İşitsel Cehennemler
“Dünya işitseller için cehenneme dönüşebilir.”
Bu cümle son birkaç gündür kapımı tıklatıyor. Salt kendisi her şeyi anlattığı ve söylemek istediği şeyi açıkça ifade ettiği için devamını yazmak istemiyorum fakat gitmiyor. Ben buradayım, dercesine zihnimde durmayı sürdürüyor. Yazalım o halde…
İşitsellik insanlığa ait bir niteliktir. Lakin her birimizi bambaşka bir coğrafyaya dönüştüren tasarımlarımız işitselliği çeşitler.
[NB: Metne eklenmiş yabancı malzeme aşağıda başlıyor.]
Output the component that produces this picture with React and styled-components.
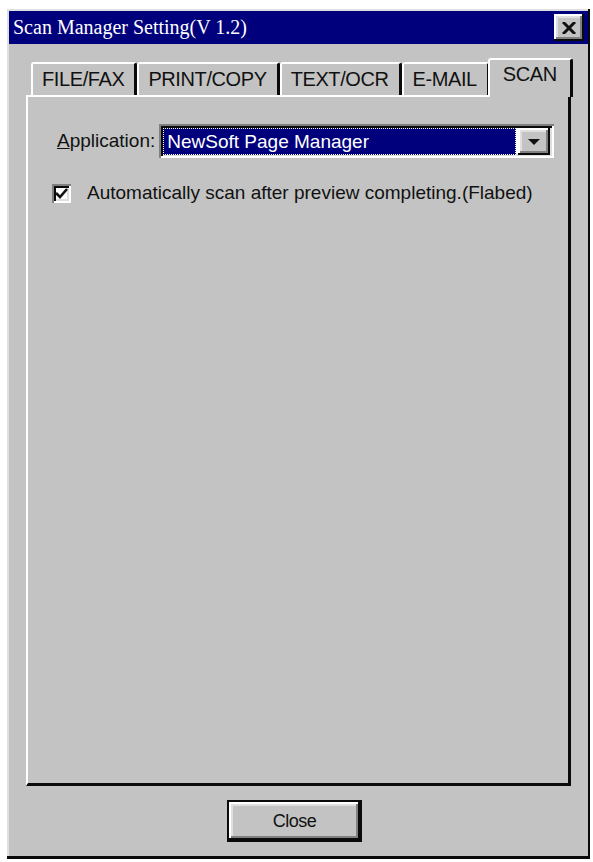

Bazılarımız akustik bir rüzgârla doğar. Kişi bu rüzgârı tanır, onu yaratan akımı ve hava boşluğunu analiz eder ve onsuz ferahlayamaz hale gelir. Böyle biri için sürekli olmayan, sessizliği parçalayan, dinginliği tehdit eden tüm sesler odak bozucudur. Okumak ve yazmakla ilgili tüm eylemler sese tâbidir. Bir başkasına gürültü olarak gelmeyen Instagram videoları, televizyon, makina (çamaşır – bulaşık – kurutma), süpürge, komşunun kapı önü konuşmaları, çatıyı birbirine katan martı ve kedi, çocuğunu eve çağıran annenin bağırtıları, deniz kenarında hoparlör kullananlar, inşaat, korna, akrep ve yelkovanın sürünmeleri, hepsi ama hepsi işitsel birini kısa süreli cehennemlerin içine batırıp çıkarabilir.
Akustik olmayan kişiler bu gibi durumları “Aman canım duymayıver.” deyip geçiştirir. Üstelik anlayamazlar da bir işitseli bu denli delirtenin ne olduğunu. Bu duruma genel bir bakışla tasarım çatışması denilebilir. Çünkü sahiden de bir tasarımın içinde var olmadan, kapılarından geçmeden, kanallarında yüzmeden, akışını deneyimlemeden onu anlamak mümkün değil. Peki anlayamadığımız şeyle ne yapacağız? Bu sorunun cevabı tam da kişisel iletişim üretim alanlarımız.
“A böyle. B böyle. C öyle. Ç şöyle. D de böyle. E bundan etkileniyor. F bu konuda hassas. G buna üzülüyor. H buna dayanamıyor. I buna takılıyor. İ böyle hissediyor. J böyle düşünüyor. K buna inanıyor. L bunu seviyor. M bundan hoşlanıyor. N böyle şeyleri beğeniyor.
O gürültüye tahammül edemiyor. Ö sessizliği ve dinginliği tercih ediyor. P yüksek sesten hoşlanmıyor. R müzik dinlemeye bayılıyor. S saygıya önem veriyor. Ş bu konuda rahat olamıyor. T bunu seçiyor. U bu şekilde yaratabiliyor. Ü sesli ortamlarda çalışabiliyor. V böyle üretiyor. Y bu şekilde motive oluyor. Z bu yönde hareket ediyor.”
Kabul.
Basitliğin huzurunda kavuşmak bu kadar basit. Çünkü çapımız işitsel olmak değil. Çağımız bütünü anlamak ve kapsamak. Bunu başardığımızda sadece işitseller değil herkes derin bir nefes alacak.